↓↓↓
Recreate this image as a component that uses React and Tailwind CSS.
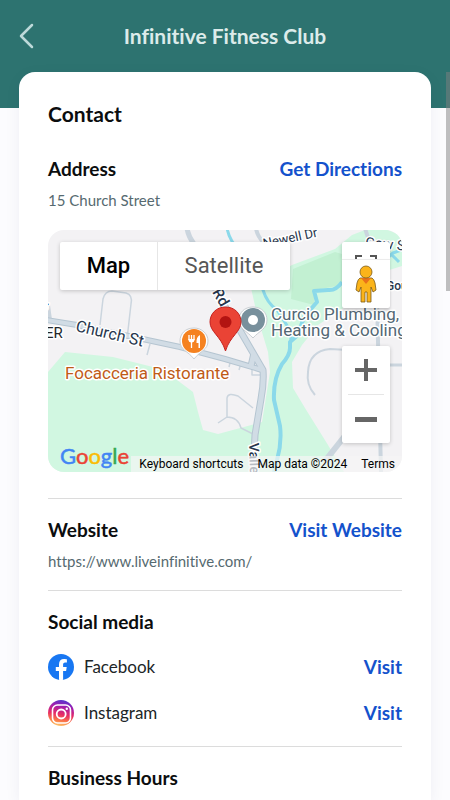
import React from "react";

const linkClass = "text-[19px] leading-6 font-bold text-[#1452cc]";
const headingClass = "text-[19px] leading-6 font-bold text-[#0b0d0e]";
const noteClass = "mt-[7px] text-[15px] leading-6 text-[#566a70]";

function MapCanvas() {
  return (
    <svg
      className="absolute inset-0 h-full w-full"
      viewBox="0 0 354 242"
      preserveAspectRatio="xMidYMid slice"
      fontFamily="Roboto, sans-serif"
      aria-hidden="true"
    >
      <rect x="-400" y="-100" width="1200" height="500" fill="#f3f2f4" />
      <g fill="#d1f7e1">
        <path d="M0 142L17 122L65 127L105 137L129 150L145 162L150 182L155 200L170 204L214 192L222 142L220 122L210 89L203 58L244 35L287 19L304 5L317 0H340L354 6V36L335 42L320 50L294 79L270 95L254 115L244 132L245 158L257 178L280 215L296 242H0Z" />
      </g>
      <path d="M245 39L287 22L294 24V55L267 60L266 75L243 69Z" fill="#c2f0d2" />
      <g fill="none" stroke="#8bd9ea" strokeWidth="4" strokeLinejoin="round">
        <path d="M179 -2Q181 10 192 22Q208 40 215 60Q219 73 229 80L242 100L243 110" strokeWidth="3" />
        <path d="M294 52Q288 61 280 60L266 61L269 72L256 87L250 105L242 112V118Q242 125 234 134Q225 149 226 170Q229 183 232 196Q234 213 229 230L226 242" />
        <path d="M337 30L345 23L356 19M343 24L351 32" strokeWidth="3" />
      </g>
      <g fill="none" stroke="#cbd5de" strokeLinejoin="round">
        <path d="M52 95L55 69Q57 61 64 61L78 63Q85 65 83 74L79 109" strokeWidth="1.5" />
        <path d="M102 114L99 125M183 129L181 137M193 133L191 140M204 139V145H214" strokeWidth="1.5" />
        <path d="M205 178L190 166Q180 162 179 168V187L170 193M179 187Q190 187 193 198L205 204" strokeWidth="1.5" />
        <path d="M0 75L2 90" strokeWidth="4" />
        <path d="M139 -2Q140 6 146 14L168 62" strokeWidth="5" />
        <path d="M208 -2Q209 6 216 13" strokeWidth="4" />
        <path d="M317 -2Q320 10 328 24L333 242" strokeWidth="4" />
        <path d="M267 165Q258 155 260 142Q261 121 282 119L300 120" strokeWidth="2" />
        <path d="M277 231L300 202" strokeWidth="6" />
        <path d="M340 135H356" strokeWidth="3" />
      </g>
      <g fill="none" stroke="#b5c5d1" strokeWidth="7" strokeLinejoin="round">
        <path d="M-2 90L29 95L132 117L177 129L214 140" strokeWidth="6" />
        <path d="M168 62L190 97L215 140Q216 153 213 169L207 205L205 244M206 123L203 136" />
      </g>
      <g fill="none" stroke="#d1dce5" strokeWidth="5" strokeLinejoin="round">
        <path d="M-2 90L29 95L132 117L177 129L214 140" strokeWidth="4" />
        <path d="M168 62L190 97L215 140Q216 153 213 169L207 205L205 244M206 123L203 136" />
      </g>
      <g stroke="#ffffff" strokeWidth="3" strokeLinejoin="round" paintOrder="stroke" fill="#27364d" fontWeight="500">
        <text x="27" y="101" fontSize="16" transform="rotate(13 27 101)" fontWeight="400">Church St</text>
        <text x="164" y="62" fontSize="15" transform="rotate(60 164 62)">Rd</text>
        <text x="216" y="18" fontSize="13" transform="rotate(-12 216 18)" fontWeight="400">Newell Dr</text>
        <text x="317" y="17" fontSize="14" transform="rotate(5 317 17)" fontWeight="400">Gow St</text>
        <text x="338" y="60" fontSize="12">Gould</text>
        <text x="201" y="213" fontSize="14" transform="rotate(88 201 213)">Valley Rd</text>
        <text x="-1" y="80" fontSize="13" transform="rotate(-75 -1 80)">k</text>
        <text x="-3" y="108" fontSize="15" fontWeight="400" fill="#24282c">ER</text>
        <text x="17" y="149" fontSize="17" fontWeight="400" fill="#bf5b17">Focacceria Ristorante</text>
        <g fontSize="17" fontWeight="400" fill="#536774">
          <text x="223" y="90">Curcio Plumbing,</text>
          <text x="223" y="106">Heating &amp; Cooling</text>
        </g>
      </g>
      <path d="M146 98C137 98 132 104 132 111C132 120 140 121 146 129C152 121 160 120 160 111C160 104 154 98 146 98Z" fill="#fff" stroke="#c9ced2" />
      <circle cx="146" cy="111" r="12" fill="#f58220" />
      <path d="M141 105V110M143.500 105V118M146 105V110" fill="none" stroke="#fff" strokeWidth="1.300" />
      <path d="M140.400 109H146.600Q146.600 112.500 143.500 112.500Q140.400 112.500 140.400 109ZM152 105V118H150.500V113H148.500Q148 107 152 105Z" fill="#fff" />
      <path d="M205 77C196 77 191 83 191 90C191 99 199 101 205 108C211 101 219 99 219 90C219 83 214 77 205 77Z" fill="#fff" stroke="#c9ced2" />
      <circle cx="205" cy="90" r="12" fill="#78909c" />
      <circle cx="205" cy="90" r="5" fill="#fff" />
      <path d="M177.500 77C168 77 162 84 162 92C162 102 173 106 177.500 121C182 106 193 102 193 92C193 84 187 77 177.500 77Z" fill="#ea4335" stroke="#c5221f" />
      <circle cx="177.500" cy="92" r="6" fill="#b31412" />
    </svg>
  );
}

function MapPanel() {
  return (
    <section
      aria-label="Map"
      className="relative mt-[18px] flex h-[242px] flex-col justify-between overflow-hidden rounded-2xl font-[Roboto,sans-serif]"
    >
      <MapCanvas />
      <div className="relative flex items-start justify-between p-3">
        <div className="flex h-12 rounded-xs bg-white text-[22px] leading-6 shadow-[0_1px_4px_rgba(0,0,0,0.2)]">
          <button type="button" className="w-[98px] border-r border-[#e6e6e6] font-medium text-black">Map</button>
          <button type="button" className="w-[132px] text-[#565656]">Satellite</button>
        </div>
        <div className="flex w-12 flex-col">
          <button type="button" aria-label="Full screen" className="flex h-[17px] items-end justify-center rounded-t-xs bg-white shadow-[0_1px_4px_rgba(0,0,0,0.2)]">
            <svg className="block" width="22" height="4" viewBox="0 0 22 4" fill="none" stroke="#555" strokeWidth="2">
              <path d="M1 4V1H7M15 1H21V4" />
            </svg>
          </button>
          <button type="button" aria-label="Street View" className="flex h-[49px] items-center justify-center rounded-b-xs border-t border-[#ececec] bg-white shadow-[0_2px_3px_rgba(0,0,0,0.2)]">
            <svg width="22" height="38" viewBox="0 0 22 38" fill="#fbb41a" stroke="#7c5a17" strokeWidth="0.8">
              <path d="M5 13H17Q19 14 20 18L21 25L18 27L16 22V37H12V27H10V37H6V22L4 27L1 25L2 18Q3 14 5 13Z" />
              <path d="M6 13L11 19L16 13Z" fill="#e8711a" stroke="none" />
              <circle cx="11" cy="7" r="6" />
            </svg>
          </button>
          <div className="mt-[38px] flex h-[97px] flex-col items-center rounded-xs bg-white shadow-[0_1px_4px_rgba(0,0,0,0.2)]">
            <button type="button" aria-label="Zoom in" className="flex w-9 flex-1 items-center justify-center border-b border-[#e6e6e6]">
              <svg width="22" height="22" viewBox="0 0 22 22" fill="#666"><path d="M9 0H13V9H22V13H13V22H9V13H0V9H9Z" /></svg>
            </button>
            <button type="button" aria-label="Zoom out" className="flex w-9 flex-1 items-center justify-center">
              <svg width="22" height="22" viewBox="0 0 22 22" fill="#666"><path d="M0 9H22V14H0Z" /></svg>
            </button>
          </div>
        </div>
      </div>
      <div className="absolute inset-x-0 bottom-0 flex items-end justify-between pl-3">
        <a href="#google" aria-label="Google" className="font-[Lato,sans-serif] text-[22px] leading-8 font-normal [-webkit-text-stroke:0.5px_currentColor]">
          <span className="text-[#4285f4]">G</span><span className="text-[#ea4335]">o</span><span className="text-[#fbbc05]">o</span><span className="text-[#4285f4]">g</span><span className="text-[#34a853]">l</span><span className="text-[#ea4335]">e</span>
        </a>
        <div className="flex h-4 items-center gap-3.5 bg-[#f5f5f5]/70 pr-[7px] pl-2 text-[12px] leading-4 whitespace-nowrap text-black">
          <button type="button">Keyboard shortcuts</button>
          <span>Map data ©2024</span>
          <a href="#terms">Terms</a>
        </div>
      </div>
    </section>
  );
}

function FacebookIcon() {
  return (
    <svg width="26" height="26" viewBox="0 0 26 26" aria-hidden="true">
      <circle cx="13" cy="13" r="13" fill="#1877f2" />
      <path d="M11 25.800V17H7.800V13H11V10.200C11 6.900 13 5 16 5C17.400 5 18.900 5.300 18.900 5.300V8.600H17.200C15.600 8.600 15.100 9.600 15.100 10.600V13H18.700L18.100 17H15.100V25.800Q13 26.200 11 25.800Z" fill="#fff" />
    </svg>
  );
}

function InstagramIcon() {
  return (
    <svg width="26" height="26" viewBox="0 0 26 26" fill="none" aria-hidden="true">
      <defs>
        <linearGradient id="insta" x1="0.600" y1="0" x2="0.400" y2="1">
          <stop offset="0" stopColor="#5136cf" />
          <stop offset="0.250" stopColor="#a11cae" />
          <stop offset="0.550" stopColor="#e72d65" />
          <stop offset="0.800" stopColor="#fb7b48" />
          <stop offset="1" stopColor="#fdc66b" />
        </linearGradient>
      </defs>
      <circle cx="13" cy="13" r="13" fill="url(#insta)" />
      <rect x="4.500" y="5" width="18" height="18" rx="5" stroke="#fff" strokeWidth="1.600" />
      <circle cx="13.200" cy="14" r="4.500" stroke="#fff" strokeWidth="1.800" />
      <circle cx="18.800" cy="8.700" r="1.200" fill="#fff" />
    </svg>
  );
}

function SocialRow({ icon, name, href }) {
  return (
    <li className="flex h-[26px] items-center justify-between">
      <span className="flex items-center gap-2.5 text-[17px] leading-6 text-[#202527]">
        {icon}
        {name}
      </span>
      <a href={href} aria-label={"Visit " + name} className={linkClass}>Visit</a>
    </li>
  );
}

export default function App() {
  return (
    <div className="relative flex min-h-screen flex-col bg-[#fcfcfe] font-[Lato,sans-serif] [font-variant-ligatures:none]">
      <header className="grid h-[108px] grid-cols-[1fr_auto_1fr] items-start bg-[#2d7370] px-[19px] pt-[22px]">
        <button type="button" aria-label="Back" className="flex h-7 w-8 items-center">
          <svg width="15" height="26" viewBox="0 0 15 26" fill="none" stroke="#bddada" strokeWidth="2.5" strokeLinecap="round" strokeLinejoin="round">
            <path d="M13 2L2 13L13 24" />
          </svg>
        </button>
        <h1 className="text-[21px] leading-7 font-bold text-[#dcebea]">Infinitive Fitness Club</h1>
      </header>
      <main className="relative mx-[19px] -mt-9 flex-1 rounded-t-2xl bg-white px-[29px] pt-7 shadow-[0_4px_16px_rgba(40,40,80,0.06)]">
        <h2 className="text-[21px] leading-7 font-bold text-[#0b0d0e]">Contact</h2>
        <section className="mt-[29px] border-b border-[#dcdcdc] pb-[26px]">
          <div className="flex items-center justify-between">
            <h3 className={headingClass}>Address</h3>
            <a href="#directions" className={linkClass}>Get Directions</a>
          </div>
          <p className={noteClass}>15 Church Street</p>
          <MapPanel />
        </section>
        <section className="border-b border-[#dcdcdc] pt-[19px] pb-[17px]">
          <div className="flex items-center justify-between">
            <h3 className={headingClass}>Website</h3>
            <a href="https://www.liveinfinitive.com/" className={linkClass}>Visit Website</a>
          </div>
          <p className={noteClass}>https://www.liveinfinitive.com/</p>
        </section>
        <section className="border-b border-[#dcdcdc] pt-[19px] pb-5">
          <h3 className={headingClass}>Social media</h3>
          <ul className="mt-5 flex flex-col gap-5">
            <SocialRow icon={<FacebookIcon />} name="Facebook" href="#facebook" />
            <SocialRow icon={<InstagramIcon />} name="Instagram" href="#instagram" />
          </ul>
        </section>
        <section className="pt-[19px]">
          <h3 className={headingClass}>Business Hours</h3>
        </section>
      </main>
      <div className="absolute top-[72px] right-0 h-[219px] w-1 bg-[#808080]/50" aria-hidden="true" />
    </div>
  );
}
↑↑↑
Task prompt: Working from the material above, state how many lines contain "React"; give only the number.

Result: 2